BANCO SANTANDER ISSUES BLOCKCHAIN BASED BOND.
Banco Santander, the largest Spanish bank, has issued a $20m blockchain-based bond with a quarterly coupon of 1.98%. This is significant mainly because of the bank’s use of the public Ethereum network, on which the investor wallet, the issuer wallet, and the issuer smart contracts reside.
The issue involved tokenised cash that was exchanged for bond tokens worth $20m via an atomic delivery-versus-payment (DvP) transaction. Santander Securities Services is acting as tokenisation agent and custodian of the cryptographic keys.
The project was implemented with the aid of London based start-up Nivaura, the beneficiary of an investment from Santander’s $200 million venture capital fund in February last year. The three-year old firm is targeting the fragmented and manual processes involved in the issuance and administration of debt, equity and structured products
José García Cantera, chief financial officer at Banco Santander, says the one-year maturity bond has reduced the number of intermediaries required in the process, making the transaction faster, more efficient and simpler. “We want to take advantage of any technology that can accelerate that process, so that our customers thrive and be faster and more efficient, and blockchain is one of those technologies,” he says.

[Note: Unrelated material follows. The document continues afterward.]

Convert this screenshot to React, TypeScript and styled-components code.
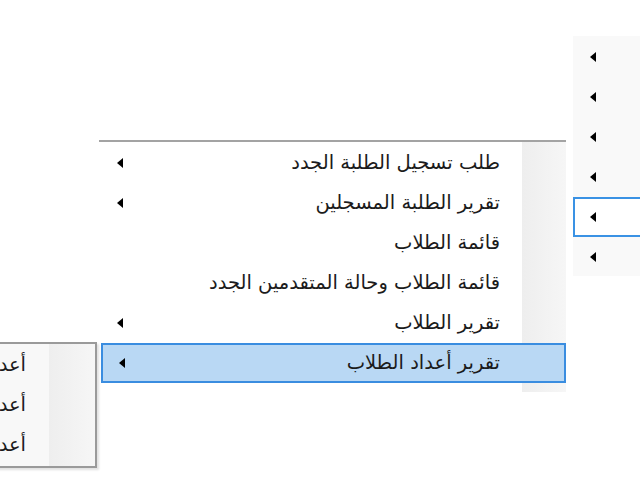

It is clear that there is a genuine requirement in the crypto-asset market infrastructure for a reliable, compliant payments mechanism based on existing fiat currencies – not just for Santander’s future blockchain bond issuances to receive a wider take-up, but for the progression of the market as a whole.
This is precisely the driver behind Fnality’s Utility Settlement Coin (USC) project, backed by 15 shareholders “We went the permission route. We did that early, we did that thoughtfully and we did that widely across all those central banks, and that’s been an ongoing dialogue. Not a formal dialogue – it’s not that central banks have officially said yes. But they haven’t said no “says Olaf Ransome, Fnality’s Chief Commercial Officer. Indeed, as USC will be issued in each currency and backed by fiat currency held by each respective central bank, agreement is crucial.
Hirander Misra, CEO of GMEX Group, an exchange operator and technology provider, frames the situation: “Asset-backed digital currencies (also called “stablecoins”), present an opportunity to underpin a means of exchange and settlement with real assets, in order to create trust, which in turn encourages critical mass adoption. As digital assets increasingly become regulated, it’s inevitable that digital currency creators who want acceptance with national authorities have to work with national central banks, regulators, and international bodies such as the OECD, to ensure compliance.”